- [Supplied data]:
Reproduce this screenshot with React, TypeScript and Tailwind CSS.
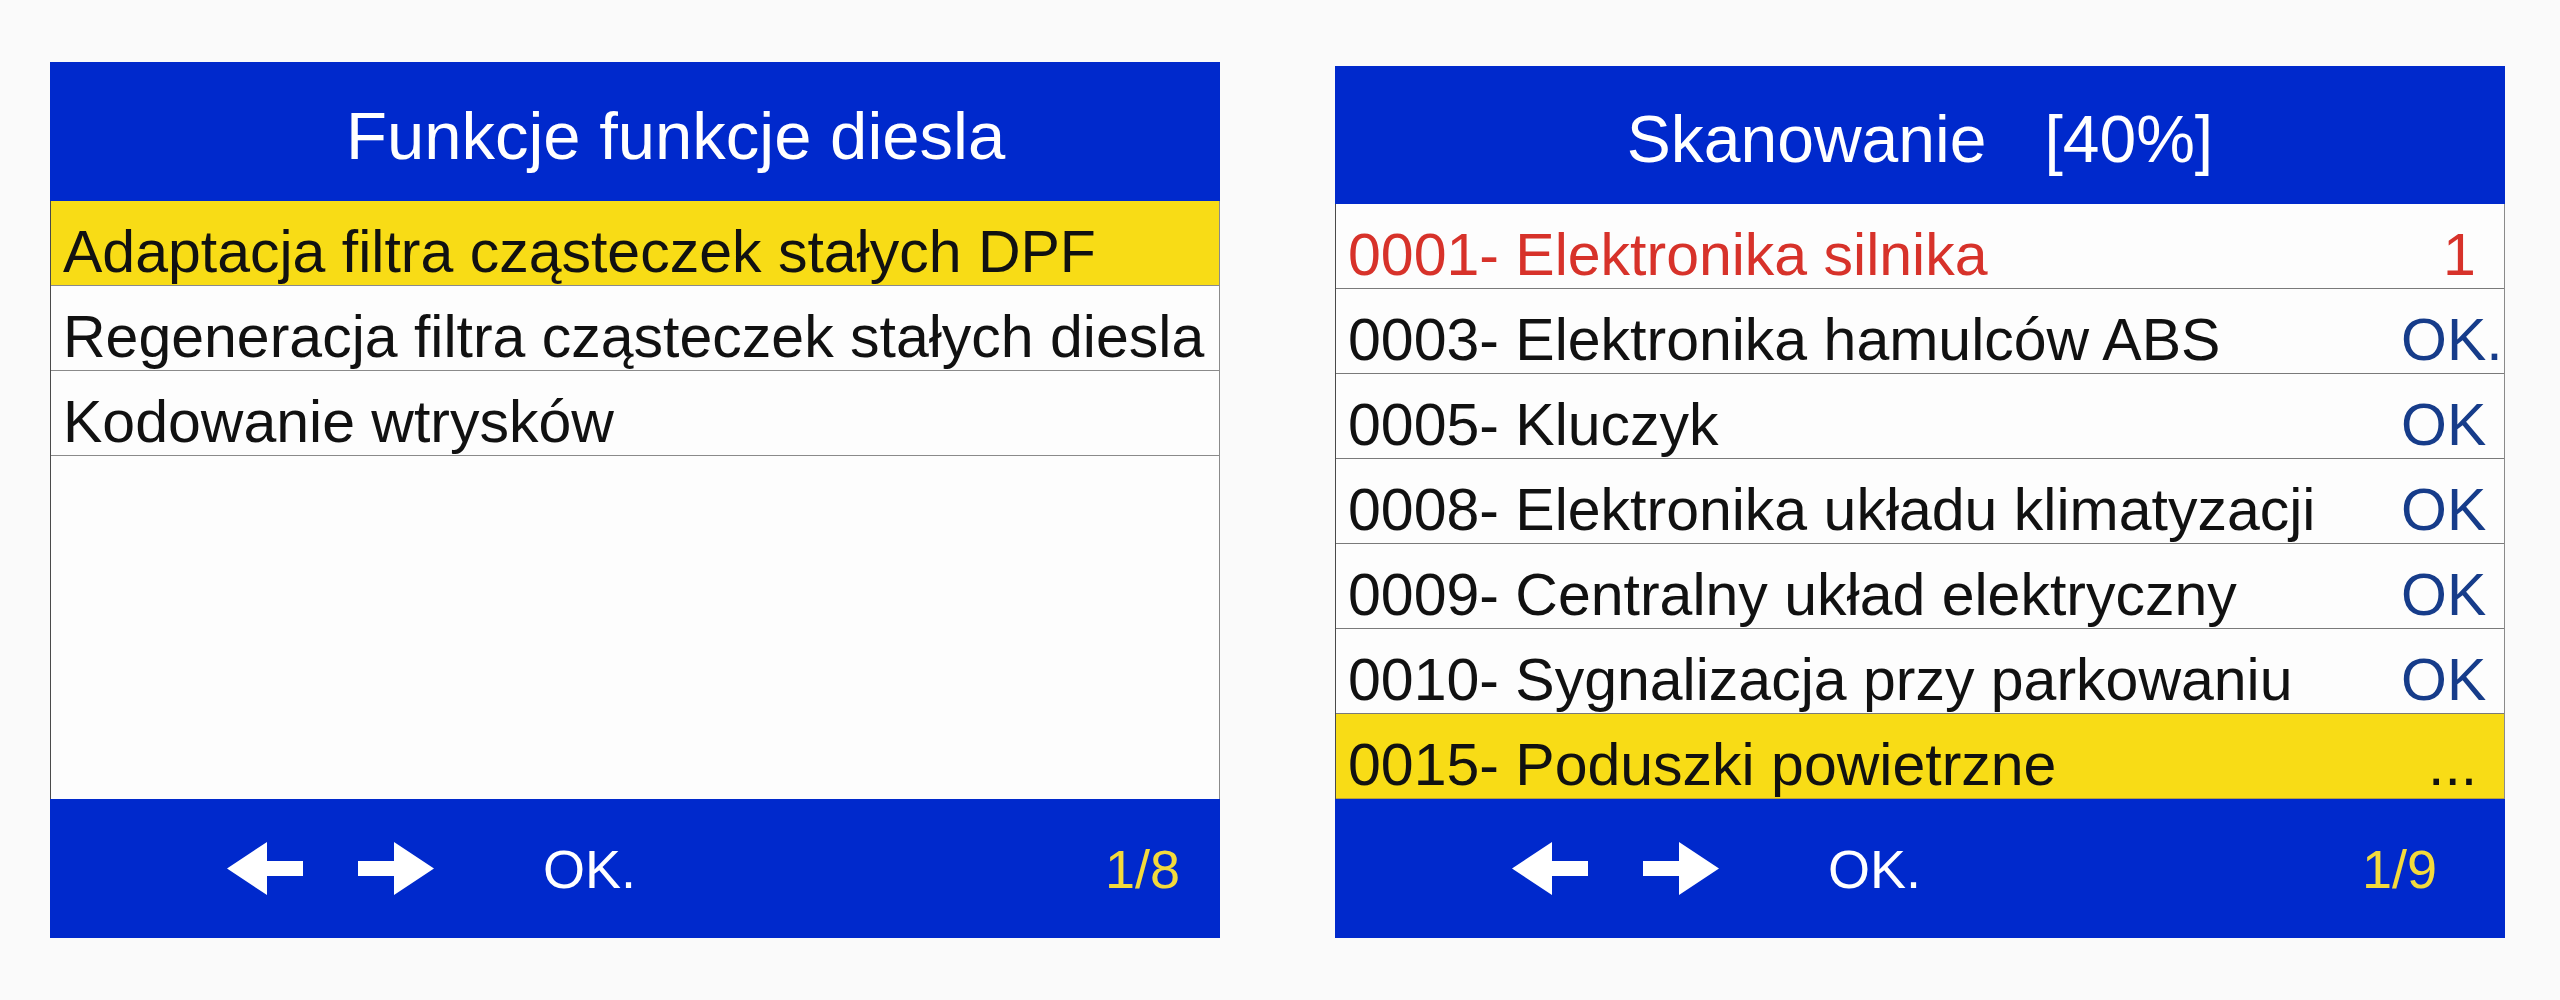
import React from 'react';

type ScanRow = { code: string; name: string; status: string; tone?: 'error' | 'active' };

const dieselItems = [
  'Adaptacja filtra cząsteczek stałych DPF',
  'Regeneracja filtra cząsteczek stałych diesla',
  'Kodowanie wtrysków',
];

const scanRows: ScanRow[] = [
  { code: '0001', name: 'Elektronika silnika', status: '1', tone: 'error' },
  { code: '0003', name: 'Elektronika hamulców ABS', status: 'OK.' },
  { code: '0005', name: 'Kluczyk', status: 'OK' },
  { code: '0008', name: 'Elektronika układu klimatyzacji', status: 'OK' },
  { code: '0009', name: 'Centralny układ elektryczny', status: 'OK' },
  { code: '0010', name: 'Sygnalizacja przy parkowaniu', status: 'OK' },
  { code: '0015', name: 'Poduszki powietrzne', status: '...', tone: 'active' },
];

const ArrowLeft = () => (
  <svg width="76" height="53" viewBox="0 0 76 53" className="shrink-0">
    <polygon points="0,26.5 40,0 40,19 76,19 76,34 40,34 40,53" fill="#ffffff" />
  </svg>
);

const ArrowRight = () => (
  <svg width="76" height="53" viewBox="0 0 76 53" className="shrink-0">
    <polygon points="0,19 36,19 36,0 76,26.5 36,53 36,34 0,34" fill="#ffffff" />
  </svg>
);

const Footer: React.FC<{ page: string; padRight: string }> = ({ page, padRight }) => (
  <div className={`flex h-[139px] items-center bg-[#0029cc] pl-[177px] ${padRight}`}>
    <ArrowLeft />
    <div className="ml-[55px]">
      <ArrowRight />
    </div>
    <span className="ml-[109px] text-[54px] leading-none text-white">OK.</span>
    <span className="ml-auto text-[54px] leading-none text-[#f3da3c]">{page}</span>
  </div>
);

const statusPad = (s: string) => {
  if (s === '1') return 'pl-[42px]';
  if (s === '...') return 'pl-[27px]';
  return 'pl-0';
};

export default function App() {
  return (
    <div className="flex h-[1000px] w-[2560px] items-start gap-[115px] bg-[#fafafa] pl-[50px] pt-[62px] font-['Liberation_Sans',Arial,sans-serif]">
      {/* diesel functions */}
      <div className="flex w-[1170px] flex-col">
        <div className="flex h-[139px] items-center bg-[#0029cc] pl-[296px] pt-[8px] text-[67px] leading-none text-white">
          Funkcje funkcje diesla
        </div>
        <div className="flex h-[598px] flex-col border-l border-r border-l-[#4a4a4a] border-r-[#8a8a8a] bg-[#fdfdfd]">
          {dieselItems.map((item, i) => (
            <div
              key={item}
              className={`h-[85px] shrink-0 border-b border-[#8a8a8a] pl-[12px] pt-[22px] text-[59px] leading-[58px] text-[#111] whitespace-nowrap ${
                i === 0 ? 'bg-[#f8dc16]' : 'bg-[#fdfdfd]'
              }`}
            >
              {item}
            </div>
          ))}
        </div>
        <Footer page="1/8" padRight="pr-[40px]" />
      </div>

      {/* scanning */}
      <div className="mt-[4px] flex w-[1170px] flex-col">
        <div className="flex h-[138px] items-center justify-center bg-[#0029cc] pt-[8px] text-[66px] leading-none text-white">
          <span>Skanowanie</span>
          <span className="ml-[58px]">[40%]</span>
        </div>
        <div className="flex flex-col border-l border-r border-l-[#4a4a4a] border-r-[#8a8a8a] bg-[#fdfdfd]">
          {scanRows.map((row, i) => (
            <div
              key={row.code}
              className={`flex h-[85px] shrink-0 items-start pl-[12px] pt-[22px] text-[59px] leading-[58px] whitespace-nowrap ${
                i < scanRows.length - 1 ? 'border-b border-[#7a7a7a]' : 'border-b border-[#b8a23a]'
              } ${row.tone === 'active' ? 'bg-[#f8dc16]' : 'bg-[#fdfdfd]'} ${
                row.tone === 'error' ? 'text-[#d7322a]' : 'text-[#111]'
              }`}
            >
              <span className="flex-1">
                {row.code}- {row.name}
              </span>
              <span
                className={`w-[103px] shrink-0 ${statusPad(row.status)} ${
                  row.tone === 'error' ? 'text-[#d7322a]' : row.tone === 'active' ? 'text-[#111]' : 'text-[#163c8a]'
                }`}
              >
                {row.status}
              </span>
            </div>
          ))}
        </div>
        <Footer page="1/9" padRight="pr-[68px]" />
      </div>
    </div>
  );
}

- [Exercise goal]: Repeat the listing above from its first line through the line that contains "string; name: string;", both included, and nothing more. Drop the pictures.

- [Solution for this task]:
Reproduce this screenshot with React, TypeScript and Tailwind CSS.
import React from 'react';

type ScanRow = { code: string; name: string; status: string; tone?: 'error' | 'active' };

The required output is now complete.